GIVEN EXERCISE:
Gather every line from the entries below that includes "React".

Front-end source files:
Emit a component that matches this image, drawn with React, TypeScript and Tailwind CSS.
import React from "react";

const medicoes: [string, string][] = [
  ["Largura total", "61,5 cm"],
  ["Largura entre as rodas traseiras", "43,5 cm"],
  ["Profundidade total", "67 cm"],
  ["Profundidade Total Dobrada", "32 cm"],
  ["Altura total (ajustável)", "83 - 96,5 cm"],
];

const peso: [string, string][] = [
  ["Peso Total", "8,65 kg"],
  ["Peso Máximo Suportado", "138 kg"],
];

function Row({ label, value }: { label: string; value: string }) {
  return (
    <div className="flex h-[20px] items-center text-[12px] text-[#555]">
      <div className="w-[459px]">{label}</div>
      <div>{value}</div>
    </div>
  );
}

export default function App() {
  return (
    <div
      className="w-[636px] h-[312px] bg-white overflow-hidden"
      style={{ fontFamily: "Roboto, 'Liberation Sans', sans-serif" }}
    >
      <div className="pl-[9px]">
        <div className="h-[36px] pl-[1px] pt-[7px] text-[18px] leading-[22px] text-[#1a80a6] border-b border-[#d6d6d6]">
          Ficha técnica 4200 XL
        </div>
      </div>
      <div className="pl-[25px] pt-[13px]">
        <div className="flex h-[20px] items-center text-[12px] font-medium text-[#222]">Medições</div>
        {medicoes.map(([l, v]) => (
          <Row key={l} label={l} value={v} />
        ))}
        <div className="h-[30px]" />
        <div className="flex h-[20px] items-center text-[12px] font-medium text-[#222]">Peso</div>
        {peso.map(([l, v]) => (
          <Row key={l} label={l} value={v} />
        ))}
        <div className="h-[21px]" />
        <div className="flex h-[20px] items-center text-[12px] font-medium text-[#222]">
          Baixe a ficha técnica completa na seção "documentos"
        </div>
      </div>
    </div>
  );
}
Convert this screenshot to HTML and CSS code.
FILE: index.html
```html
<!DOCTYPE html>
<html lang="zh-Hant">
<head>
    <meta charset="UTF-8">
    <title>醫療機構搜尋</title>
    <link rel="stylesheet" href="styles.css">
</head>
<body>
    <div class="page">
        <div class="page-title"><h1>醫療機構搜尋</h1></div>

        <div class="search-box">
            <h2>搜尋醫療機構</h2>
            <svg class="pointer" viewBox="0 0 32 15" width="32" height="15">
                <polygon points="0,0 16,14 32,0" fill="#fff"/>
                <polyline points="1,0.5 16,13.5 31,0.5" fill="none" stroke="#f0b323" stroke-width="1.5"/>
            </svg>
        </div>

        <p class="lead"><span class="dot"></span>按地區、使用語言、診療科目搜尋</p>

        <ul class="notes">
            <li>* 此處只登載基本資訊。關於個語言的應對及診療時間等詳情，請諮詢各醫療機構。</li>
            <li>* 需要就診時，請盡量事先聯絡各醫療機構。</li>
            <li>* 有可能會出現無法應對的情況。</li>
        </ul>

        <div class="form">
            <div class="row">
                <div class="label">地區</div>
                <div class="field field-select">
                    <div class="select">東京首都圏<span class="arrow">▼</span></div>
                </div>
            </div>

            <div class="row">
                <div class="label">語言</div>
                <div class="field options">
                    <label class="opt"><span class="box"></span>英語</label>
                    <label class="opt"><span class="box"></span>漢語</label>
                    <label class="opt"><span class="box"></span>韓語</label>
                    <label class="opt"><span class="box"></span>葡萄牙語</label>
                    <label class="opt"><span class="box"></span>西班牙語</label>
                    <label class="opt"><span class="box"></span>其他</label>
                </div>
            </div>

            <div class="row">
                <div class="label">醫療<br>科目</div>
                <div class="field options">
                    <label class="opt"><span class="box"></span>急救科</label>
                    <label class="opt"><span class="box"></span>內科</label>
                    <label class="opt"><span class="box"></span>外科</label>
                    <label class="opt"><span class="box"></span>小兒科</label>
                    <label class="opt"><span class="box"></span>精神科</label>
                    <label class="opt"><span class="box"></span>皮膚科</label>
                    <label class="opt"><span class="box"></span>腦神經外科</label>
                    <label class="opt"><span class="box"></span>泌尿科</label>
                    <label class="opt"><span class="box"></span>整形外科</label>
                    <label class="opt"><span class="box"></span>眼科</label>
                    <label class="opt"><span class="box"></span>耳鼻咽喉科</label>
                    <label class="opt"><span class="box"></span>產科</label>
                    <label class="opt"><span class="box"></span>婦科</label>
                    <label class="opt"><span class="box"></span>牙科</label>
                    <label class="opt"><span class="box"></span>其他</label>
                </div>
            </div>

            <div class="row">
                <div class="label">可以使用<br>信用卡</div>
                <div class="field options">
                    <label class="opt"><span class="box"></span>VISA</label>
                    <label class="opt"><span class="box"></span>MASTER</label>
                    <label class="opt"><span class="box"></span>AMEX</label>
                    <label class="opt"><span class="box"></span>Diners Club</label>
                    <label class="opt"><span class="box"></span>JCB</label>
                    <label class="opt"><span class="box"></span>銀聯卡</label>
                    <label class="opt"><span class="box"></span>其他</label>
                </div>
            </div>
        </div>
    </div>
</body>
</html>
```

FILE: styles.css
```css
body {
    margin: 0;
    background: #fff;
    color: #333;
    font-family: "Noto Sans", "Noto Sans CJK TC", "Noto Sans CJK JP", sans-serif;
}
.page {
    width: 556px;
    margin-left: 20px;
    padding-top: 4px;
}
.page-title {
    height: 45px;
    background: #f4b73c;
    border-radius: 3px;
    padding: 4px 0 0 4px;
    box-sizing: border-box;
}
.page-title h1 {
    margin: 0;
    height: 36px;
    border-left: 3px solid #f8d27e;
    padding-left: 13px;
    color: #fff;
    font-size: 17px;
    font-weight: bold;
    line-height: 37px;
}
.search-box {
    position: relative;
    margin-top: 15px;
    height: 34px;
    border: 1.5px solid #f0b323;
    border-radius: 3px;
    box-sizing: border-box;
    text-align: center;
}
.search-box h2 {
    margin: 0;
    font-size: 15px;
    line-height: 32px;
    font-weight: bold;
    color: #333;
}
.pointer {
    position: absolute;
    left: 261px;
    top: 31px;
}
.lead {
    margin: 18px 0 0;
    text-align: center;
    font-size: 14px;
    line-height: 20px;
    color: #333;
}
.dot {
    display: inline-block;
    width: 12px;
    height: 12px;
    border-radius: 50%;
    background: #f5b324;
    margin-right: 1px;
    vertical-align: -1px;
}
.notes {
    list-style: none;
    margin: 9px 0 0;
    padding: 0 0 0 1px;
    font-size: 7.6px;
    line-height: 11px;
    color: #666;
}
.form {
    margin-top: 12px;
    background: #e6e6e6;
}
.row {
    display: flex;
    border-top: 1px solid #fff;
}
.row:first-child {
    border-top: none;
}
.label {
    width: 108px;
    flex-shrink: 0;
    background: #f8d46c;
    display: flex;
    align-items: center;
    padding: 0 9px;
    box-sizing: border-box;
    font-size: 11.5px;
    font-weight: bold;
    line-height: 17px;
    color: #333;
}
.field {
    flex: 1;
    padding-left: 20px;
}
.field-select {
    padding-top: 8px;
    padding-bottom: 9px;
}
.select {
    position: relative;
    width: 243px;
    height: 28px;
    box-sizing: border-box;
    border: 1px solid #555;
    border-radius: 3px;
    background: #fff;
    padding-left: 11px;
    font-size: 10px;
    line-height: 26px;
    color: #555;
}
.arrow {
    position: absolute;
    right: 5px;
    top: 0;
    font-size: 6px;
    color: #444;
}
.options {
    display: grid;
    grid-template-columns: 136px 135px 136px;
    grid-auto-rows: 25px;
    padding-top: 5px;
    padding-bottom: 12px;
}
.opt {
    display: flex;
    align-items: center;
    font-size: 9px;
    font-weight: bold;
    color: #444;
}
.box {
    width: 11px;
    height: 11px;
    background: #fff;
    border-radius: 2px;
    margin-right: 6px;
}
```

FINAL RESULT:
Emit a component that matches this image, drawn with React, TypeScript and Tailwind CSS.
import React from "react";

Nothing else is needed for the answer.